You don't win clients by explaining your cash flow crisis. You don't retain employees by admitting you're not sure you can make next month's wages. You don't maintain supplier credit by revealing you're juggling payment priorities. You don't get your facility extended by telling the bank the turnaround isn't working. So you learn to perform success even when you're dying inside, because the alternative is watching everything collapse faster.
I ran an SME business for twelve years through so many near-death experiences I lost count: 85% revenue collapse, administration threats, supply chain crises that should have killed us. I told friends and family everything was fantastic while lying awake at 3am working out which creditors to pay first. I smiled at employees and talked about growth plans while trying to prevent the business entering administration. I presented confidence to clients while the building was genuinely on fire, because stopping the performance meant signing the death warrant.
Every part of the model depends on this lie. Clients need to believe you're stable. Employees need to believe their jobs are secure. Suppliers need to believe they'll get paid. Your family needs to believe the sacrifices are worth it. And your own ego, conditioned by a culture that celebrates entrepreneurial success and treats failure as personal weakness, needs to believe you haven't completely fucked up this thing you've poured everything into.
The performance becomes your identity. You get so good at it, so practiced, that you can't tell anymore where normal business difficulty ends and genuine crisis begins. By the time you're actually drowning, you've spent years building a self-concept around being the person who has all the answers, who thrives under pressure, who never admits weakness. Asking for help doesn't just feel like admitting business failure, it feels like admitting you've failed at being the person you've told everyone you are for years.
Society loves this. We celebrate founders who "never gave up" without acknowledging that sometimes giving up earlier would have saved years of suffering. We've built an entire cultural narrative around perseverance and grit that makes admitting you're drowning feel like character failure rather than honest assessment. We do not support the people pushing limits for all of us. We do not allow them to fail. We just expect them to keep performing until they break.
So they stand inside burning buildings, performing success because that's what keeps things upright for one more day, trapped by the conditioning that helped them survive every previous crisis. And there's no way out. Not through sympathy. Not through better support systems. Not through recognising you're stuck, because the trap is also your identity and your business model and your only means of survival.
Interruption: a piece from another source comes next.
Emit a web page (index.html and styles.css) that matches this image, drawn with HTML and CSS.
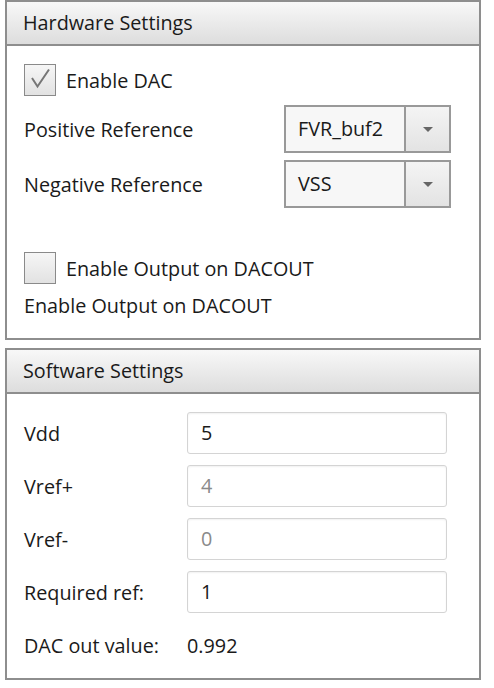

The only thing that breaks conditioning this total is crisis becoming so absolute that the performance becomes impossible to maintain. When the building is so obviously on fire that pretending costs more than admitting the truth. When the gap between what you're performing and what's actually happening becomes unsustainable.
That's the only exit from this structural trap: catastrophe. Complete, undeniable, absolute crisis.
Which sounds like the worst thing that could possibly happen to someone. And for a while, it is.
But here's what I learned from living through it multiple times: crisis stops being the worst thing that ever happened to you and might just become the best thing. And that transformation, that shift from catastrophe to opportunity, is what nobody tells you about because they're all too busy performing success to admit they went through it.